Otherwise the logs are clean so far and seems to be working ok.
br-lan seems to be going up and down pretty frequently;
Sat Mar 27 20:38:11 2021 kern.info kernel: [ 5831.161832] qca8k 37000000.mdio-mii:10 lan4: Link is Down
Sat Mar 27 20:38:11 2021 kern.info kernel: [ 5831.161946] br-lan: port 4(lan4) entered disabled state
Sat Mar 27 20:38:14 2021 kern.info kernel: [ 5834.283224] qca8k 37000000.mdio-mii:10 lan4: Link is Up - 1Gbps/Full - flow control rx/tx
Sat Mar 27 20:38:14 2021 kern.info kernel: [ 5834.283292] br-lan: port 4(lan4) entered blocking state
Sat Mar 27 20:38:14 2021 kern.info kernel: [ 5834.290473] br-lan: port 4(lan4) entered forwarding state
Sat Mar 27 20:38:14 2021 daemon.notice netifd: Network device 'lan4' link is up
Based on earlier reported issue on lan going down/up, disabled eee with ethtool --set-eee lan4 eee off.
Let's see if any help.
Just a quick update, I got an image to boot and run:
[ 0.000000] Booting Linux on physical CPU 0x0
[ 0.000000] Linux version 5.10.26 (sn@DESKTOP-TPH49OG) (arm-openwrt-linux-muslgnueabi-gcc (OpenWrt GCC 8.4.0 r16313+21-851dadc257b7) 8.4.0, GNU ld (GNU Binutils) 2.34) #0 SMP Fri Mar 26 20:43:29 2021
[ 0.000000] CPU: ARMv7 Processor [512f04d0] revision 0 (ARMv7), cr=10c5787d
[ 0.000000] CPU: div instructions available: patching division code
[ 0.000000] CPU: PIPT / VIPT nonaliasing data cache, PIPT instruction cache
[ 0.000000] OF: fdt: Machine model: Netgear Nighthawk X4 R7500v2
After a few attempts configuring DSA (one of which made my device fail to finish booting - it's fragile to mistakes) i did get my AP only, 2 VLAN network up but it was not stable wrt to ipv4. I don't know why yet as my testing window closed when my family started asking for internet (I did not get a chance to disable eee as described above).
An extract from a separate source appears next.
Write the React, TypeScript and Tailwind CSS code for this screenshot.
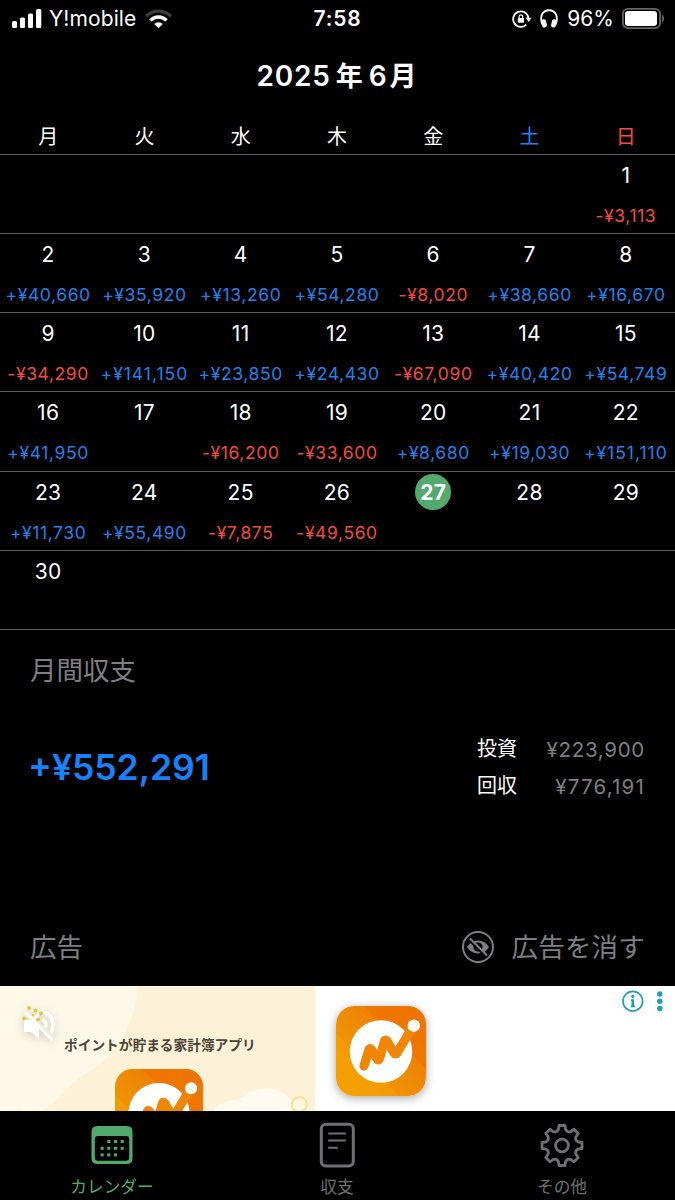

I can post a gist with a full dmesg, regulator_summary, plus some other system info (temperatures and cpuidle seem to be working) if you like. I'll see if i can test again tomorrow and try disabling eee to keep the network stable for longer.
Note I still get the build error I mention above. First time through after make clean/distclean no images are generated but after doing /usr/bin/make -j 1 IGNORE_ERRORS=m V=s immediatly after the build failure, images are generated (which i used for the test) but the same compile error still comes up.
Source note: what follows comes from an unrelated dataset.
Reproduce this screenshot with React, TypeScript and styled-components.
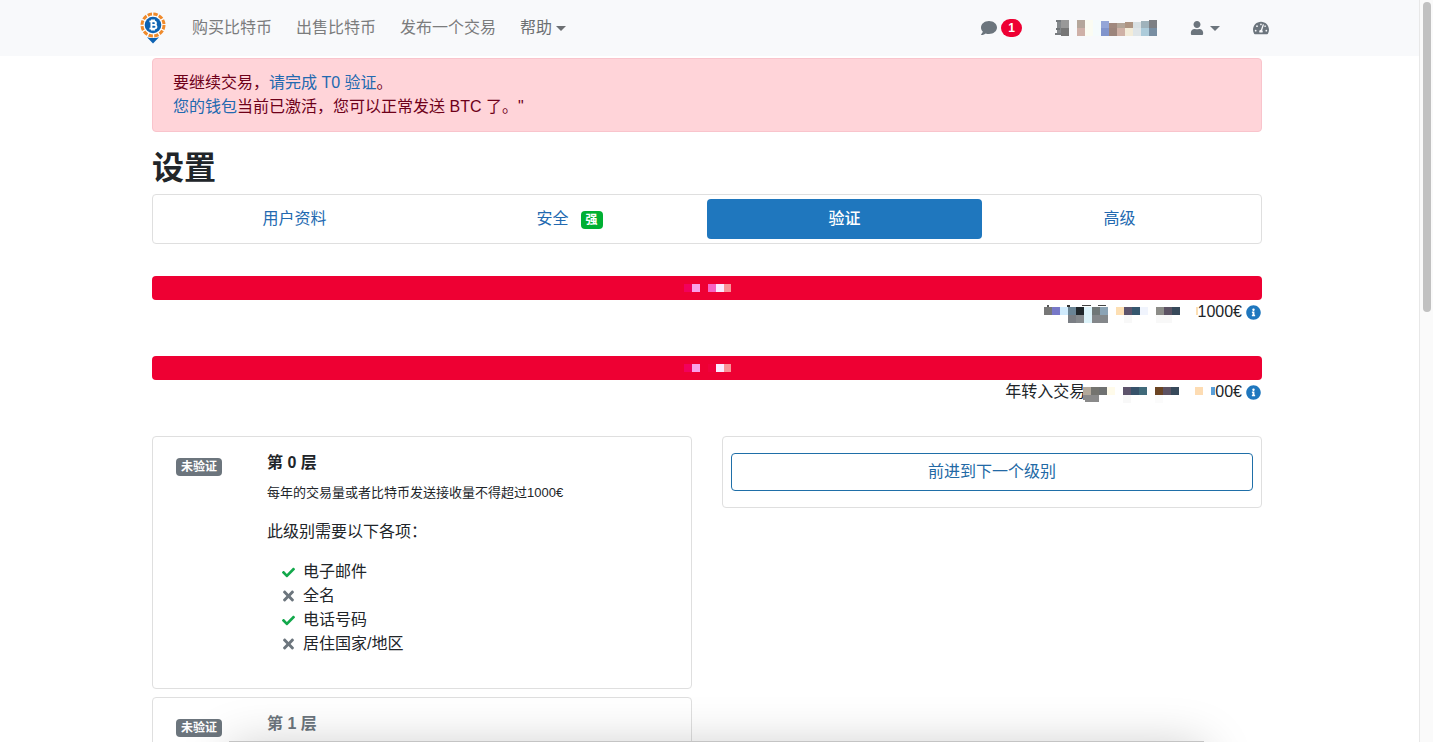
import React from 'react';
import styled, { createGlobalStyle, css } from 'styled-components';
import { FaComment, FaUser, FaTachometerAlt, FaCheck, FaTimes, FaInfoCircle } from 'react-icons/fa';

const GlobalStyle = createGlobalStyle`
  *, *::before, *::after { box-sizing: border-box; }
  body {
    margin: 0;
    background: #fff;
    color: #212529;
    font-family: "Liberation Sans", "Noto Sans CJK SC", sans-serif;
    font-size: 16px;
    line-height: 24px;
  }
  a { color: #2269b0; text-decoration: none; }
  h1, h2, p, ul { margin: 0; padding: 0; }
`;

const Shell = styled.div`
  display: grid;
  grid-template-columns: minmax(0, 1fr) 14px;
  height: 100vh;
`;

const Page = styled.div`
  overflow-y: auto;
  scrollbar-width: none;
`;

const ScrollTrack = styled.div`
  border-left: 1px solid #e8e8e8;
  background: #fafafa;
  padding: 2px 2px 2px 3px;
`;

const ScrollThumb = styled.div`
  height: 42%;
  border-radius: 4px;
  background: #c1c1c1;
`;

const NavBar = styled.header`
  background: #f8f9fb;
  padding-right: 5px;
`;

const NavInner = styled.div`
  display: flex;
  align-items: center;
  max-width: 1140px;
  height: 56px;
  margin: 0 auto;
  padding: 0 8px 0 3px;
`;

const Brand = styled.a`
  display: flex;
  margin-right: 26px;
`;

const NavLinks = styled.nav`
  display: flex;
  gap: 24px;
`;

const NavLink = styled.a`
  color: #7b7c7d;
`;

const NavButton = styled.button`
  display: flex;
  align-items: center;
  gap: 4px;
  padding: 0;
  border: 0;
  background: none;
  color: #6c6f72;
  font: inherit;
`;

const Caret = styled.span`
  border: 5px solid transparent;
  border-top-color: currentColor;
  border-bottom: 0;
`;

const NavTools = styled.div`
  display: flex;
  align-items: center;
  gap: 33px;
  margin-left: auto;
  color: #6c757d;
`;

const ToolLink = styled.a`
  display: flex;
  align-items: center;
  gap: 4px;
  color: #6c757d;
`;

const ToolButton = styled(NavButton)`
  gap: 6px;
  color: #6c757d;
`;

const CountBadge = styled.span`
  min-width: 21px;
  border-radius: 9px;
  background: #ee0033;
  color: #fff;
  font-size: 12px;
  font-weight: 700;
  line-height: 18px;
  text-align: center;
`;

const Container = styled.main`
  padding: 2px 20px 32px 15px;
  > * { max-width: 1110px; margin-left: auto; margin-right: auto; }
`;

const Alert = styled.div`
  padding: 12px 20px;
  border: 1px solid #f9c4cc;
  border-radius: 4px;
  background: #ffd4d9;
  color: #6e0019;
`;

const PageTitle = styled.h1`
  padding: 17px 0 7px;
  font-size: 32px;
  font-weight: 700;
  line-height: 38px;
`;

const Tabs = styled.nav`
  display: grid;
  grid-template-columns: repeat(4, 1fr);
  padding: 4px;
  border: 1px solid #dfdfdf;
  border-radius: 4px;
`;

const Tab = styled.a<{ $active?: boolean }>`
  padding: 8px;
  border-radius: 4px;
  text-align: center;
  ${({ $active }) => $active && css`
    background: #1f77be;
    color: #fff;
    font-weight: 500;
  `}
`;

const Badge = styled.span<{ $tone: 'green' | 'gray' }>`
  display: inline-block;
  padding: 3px 5px;
  border-radius: 4px;
  background: ${({ $tone }) => ($tone === 'green' ? '#00b033' : '#6c757d')};
  color: #fff;
  font-size: 12px;
  font-weight: 700;
  line-height: 12px;
`;

const TabBadge = styled(Badge)`
  margin-left: 12px;
`;

const Volume = styled.section`
  padding-top: 32px;
`;

const Bar = styled.div`
  display: flex;
  justify-content: center;
  align-items: center;
  height: 24px;
  border-radius: 4px;
  background: #ee0033;
`;

const VolumeText = styled.p`
  display: flex;
  justify-content: flex-end;
  align-items: center;
  height: 24px;
  padding-right: 1px;
`;

const InfoButton = styled.button`
  display: flex;
  margin-left: 4px;
  padding: 0;
  border: 0;
  background: none;
  color: #1f77be;
`;

const Columns = styled.div`
  display: grid;
  grid-template-columns: repeat(2, minmax(0, 1fr));
  align-items: start;
  gap: 30px;
  padding-top: 32px;
`;

const Stack = styled.div`
  display: grid;
  gap: 8px;
`;

const Card = styled.article`
  border: 1px solid #dfdfdf;
  border-radius: 4px;
`;

const LevelCard = styled(Card)`
  display: grid;
  grid-template-columns: 91px minmax(0, 1fr);
  padding: 16px 23px;
`;

const LevelStatus = styled.div`
  padding-top: 1px;
`;

const LevelTitle = styled.h2<{ $muted?: boolean }>`
  margin-bottom: 8px;
  color: ${({ $muted }) => ($muted ? '#6c757d' : 'inherit')};
  font-size: 16px;
  font-weight: 600;
  line-height: 20px;
`;

const Limit = styled.p`
  margin-bottom: 15px;
  font-size: 13px;
`;

const Requirements = styled.ul`
  margin: 16px 0;
  padding-left: 15px;
  list-style: none;
`;

const Requirement = styled.li<{ $done: boolean }>`
  display: flex;
  align-items: center;
  gap: 8px;
  svg { width: 13px; color: ${({ $done }) => ($done ? '#12a84b' : '#6c757d')}; }
`;

const ActionCard = styled(Card)`
  padding: 16px 8px;
`;

const OutlineButton = styled.button`
  display: block;
  width: 100%;
  padding: 6px 12px;
  border: 1px solid #1f6fa8;
  border-radius: 4px;
  background: #fff;
  color: #2269a5;
  font: inherit;
`;

const DockShadow = styled.div`
  position: fixed;
  top: calc(100vh - 1px);
  left: 16%;
  right: 16%;
  height: 80px;
  background: #c4c4c4;
  box-shadow: 0 6px 50px rgba(0, 0, 0, 0.22);
  pointer-events: none;
`;

const MosaicSvg = styled.svg<{ $overlap?: boolean }>`
  flex: none;
  margin-left: ${({ $overlap }) => ($overlap ? '-4px' : '0')};
  position: relative;
`;

type Cell = [x: number, y: number, color: string, w?: number, h?: number];

function Mosaic({ width, height, cells, overlap }: { width: number; height: number; cells: Cell[]; overlap?: boolean }) {
  return (
    <MosaicSvg width={width} height={height} $overlap={overlap} shapeRendering="crispEdges" aria-hidden="true">
      {cells.map(([x, y, color, w = 8, h = 8], i) => (
        <rect key={i} x={x} y={y} width={w} height={h} fill={color} />
      ))}
    </MosaicSvg>
  );
}

const balanceCells: Cell[] = [
  [1, 0, '#777b7f', 5, 2], [2, 2, '#85898c', 4, 12], [0, 13, '#777b7f', 6, 2], [1, 8, '#707477', 4, 2],
  [6, 0, '#999'], [6, 8, '#777'],
  [22, 0, '#b5a79b'], [22, 8, '#cfb1a8'],
  [30, 0, '#fbfcf2', 8, 16], [38, 0, '#f5fbfc', 8, 16],
  [46, 1, '#93a5d8', 8, 7], [46, 8, '#8094cc'],
  [54, 3, '#a0887e', 8, 5], [54, 8, '#9c857c'],
  [62, 3, '#b3a598', 8, 5], [62, 8, '#cfb1a6'],
  [70, 2, '#ae9583', 8, 6], [70, 8, '#f3ecd9'],
  [78, 2, '#d8e0e3', 8, 6], [78, 8, '#dfe5e8'],
  [86, 1, '#9fb2bb', 8, 7], [86, 8, '#accbda'],
  [94, 0, '#7d7f83'], [94, 8, '#788ea2'],
];

const firstBarCells: Cell[] = [
  [1, 0, '#f2005c'], [9, 0, '#f9a0e8'], [25, 0, '#f763c4'], [33, 0, '#fbe9ff'], [41, 0, '#f99398'],
];

const secondBarCells: Cell[] = [
  [1, 0, '#f2005c'], [9, 0, '#f9a0e8'], [25, 0, '#f0003c'], [33, 0, '#fbe9ff'], [41, 0, '#f99398'],
];

const firstVolumeCells: Cell[] = [
  [3, 5, '#555', 2, 2], [23, 5, '#333', 3, 2], [38, 5, '#444', 9, 1], [54, 5, '#444', 8, 1],
  [0, 7, '#777'], [8, 7, '#7778c8'], [16, 7, '#cfeafc'], [24, 7, '#6a8495'], [32, 7, '#20272b'],
  [40, 7, '#ddf3fa'], [48, 7, '#6f7777'], [56, 7, '#8ba3b5'], [72, 7, '#fddfb3'], [80, 7, '#5d536b'],
  [88, 7, '#35576e'], [96, 7, '#f0f4fd'], [112, 7, '#8c8c88'], [120, 7, '#5c5263'], [128, 7, '#37495a'],
  [152, 7, '#fddfb3', 2],
  [24, 15, '#7a7e84'], [32, 15, '#85898d'], [40, 15, '#ddf3fa'], [48, 15, '#84878a'], [56, 15, '#84878a'],
  [80, 15, '#f8f8f8'], [112, 15, '#f8f8f8', 16],
];

const secondVolumeCells: Cell[] = [
  [2, 7, '#b3a99b'], [10, 7, '#74746f'], [18, 7, '#6f7171'], [26, 7, '#fffbea'],
  [42, 7, '#5d536b'], [50, 7, '#37526a'], [58, 7, '#406a7a'],
  [74, 7, '#6b4423'], [82, 7, '#5c5263'], [90, 7, '#37495a'],
  [114, 7, '#fddcb3'], [130, 7, '#5a9fd8', 4],
  [2, 15, '#8a8a8a', 16, 5], [4, 20, '#8a8a8a', 14, 2],
  [42, 15, '#f8f8f8'], [74, 15, '#fbfbfb'],
];

function Logo() {
  return (
    <svg width="26" height="32" viewBox="0 0 26 32" aria-label="首页">
      <circle cx="13" cy="13" r="11" fill="#fff" stroke="#ef8a2b" strokeWidth="3" strokeDasharray="4.4 1.36" />
      <path d="M7 25.2Q13 27 19 25.2L13 31.5z" fill="#0e63b3" />
      <circle cx="13" cy="13" r="8.3" fill="#0e63b3" />
      <g fill="none" stroke="#fff" strokeWidth="1.9">
        <path d="M9.4 9.4h4.5c2.7 0 2.7 3.5 0 3.5h-2.4M9.4 16.6h4.8c3 0 3-3.7 0-3.7M11.4 9.4v7.2M12 7.4v2M14 7.4v2M12 16.6v2M14 16.6v2" />
      </g>
    </svg>
  );
}

const requirements = [
  { label: '电子邮件', done: true },
  { label: '全名', done: false },
  { label: '电话号码', done: true },
  { label: '居住国家/地区', done: false },
];

export default function App() {
  return (
    <>
      <GlobalStyle />
      <Shell>
        <Page>
          <NavBar>
            <NavInner>
              <Brand href="#"><Logo /></Brand>
              <NavLinks>
                <NavLink href="#">购买比特币</NavLink>
                <NavLink href="#">出售比特币</NavLink>
                <NavLink href="#">发布一个交易</NavLink>
                <NavButton type="button">帮助<Caret /></NavButton>
              </NavLinks>
              <NavTools>
                <ToolLink href="#" aria-label="消息">
                  <FaComment size={16} />
                  <CountBadge>1</CountBadge>
                </ToolLink>
                <ToolLink href="#" aria-label="钱包">
                  <Mosaic width={102} height={16} cells={balanceCells} />
                </ToolLink>
                <ToolButton type="button" aria-label="账户">
                  <FaUser size={14} />
                  <Caret />
                </ToolButton>
                <ToolLink href="#" aria-label="仪表板">
                  <FaTachometerAlt size={16} />
                </ToolLink>
              </NavTools>
            </NavInner>
          </NavBar>

          <Container>
            <Alert role="alert">
              <p>要继续交易，<a href="#">请完成 T0 验证</a>。</p>
              <p><a href="#">您的钱包</a>当前已激活，您可以正常发送 BTC 了。"</p>
            </Alert>

            <PageTitle>设置</PageTitle>

            <Tabs>
              <Tab href="#">用户资料</Tab>
              <Tab href="#">安全<TabBadge $tone="green">强</TabBadge></Tab>
              <Tab href="#" $active aria-current="page">验证</Tab>
              <Tab href="#">高级</Tab>
            </Tabs>

            <Volume>
              <Bar><Mosaic width={48} height={8} cells={firstBarCells} /></Bar>
              <VolumeText>
                <Mosaic width={154} height={24} cells={firstVolumeCells} />
                1000€
                <InfoButton type="button" aria-label="说明"><FaInfoCircle size={15} /></InfoButton>
              </VolumeText>
            </Volume>

            <Volume>
              <Bar><Mosaic width={48} height={8} cells={secondBarCells} /></Bar>
              <VolumeText>
                年转入交易
                <Mosaic width={134} height={24} cells={secondVolumeCells} overlap />
                00€
                <InfoButton type="button" aria-label="说明"><FaInfoCircle size={15} /></InfoButton>
              </VolumeText>
            </Volume>

            <Columns>
              <Stack>
                <LevelCard>
                  <LevelStatus><Badge $tone="gray">未验证</Badge></LevelStatus>
                  <div>
                    <LevelTitle>第 0 层</LevelTitle>
                    <Limit>每年的交易量或者比特币发送接收量不得超过1000€</Limit>
                    <p>此级别需要以下各项：</p>
                    <Requirements>
                      {requirements.map(({ label, done }) => (
                        <Requirement key={label} $done={done}>
                          {done ? <FaCheck size={13} /> : <FaTimes size={16} />}
                          {label}
                        </Requirement>
                      ))}
                    </Requirements>
                  </div>
                </LevelCard>
                <LevelCard>
                  <LevelStatus><Badge $tone="gray">未验证</Badge></LevelStatus>
                  <LevelTitle $muted>第 1 层</LevelTitle>
                </LevelCard>
              </Stack>
              <ActionCard>
                <OutlineButton type="button">前进到下一个级别</OutlineButton>
              </ActionCard>
            </Columns>
          </Container>
        </Page>
        <ScrollTrack aria-hidden="true"><ScrollThumb /></ScrollTrack>
      </Shell>
      <DockShadow />
    </>
  );
}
I don't know why this happens yet, it looks like the command that generates qcom-ipq8064-g10.dtb silently fails.
That port dropping can be related to the same eee related issue @rog reported earlier.
I've now disabled eee for all the lan & wan ports.
So need to wait and see if I'll get those port drops anymore.
I tried again; however, this time turning off eee on lan1, lan2, lan3, lan4, and wan.
So far then network and device are stable so I can let this go for at least today. I'll post a link to the dmesg, a regulator_smmary, /etc/config/network (for dsa) plus some other configuration output in a bit.
I tried to set stp and igmp snooping via luci for the one bridge defined and lost connectivity to the device. I had to use my serial cable to access the device, theses options were not enabled but I am able to set these options and restart the network through the command line without issue. I'll report this in the luci DSA config thread as well and post logs.
I'm in and out today, so please be patient for the logs...
This gist has the dmesg (burried in the "logcat" file), regulator_summary (at the end of the "logcat" file), /etc/config/network, and excerpt from /etc/config/system that i'm using.
Note the dmesg and other info in logcat is out of sync with /etc/config/network config file as stp and igmp snooping are currently enabled. I've done a few reboots just to test some things and for now I leave eee disabled.
No issues after just under 24 hrs up on 5.10.26 with dsa. I did re-enable eee for all ifs for about half of the latter part of that and did not experience issues; hence its not clear to me that eee was/is my issue.
Due to my family's need for reliable service on weekdays, I've gone back to 5.4 for now but I'll see if I can't test again next weekend.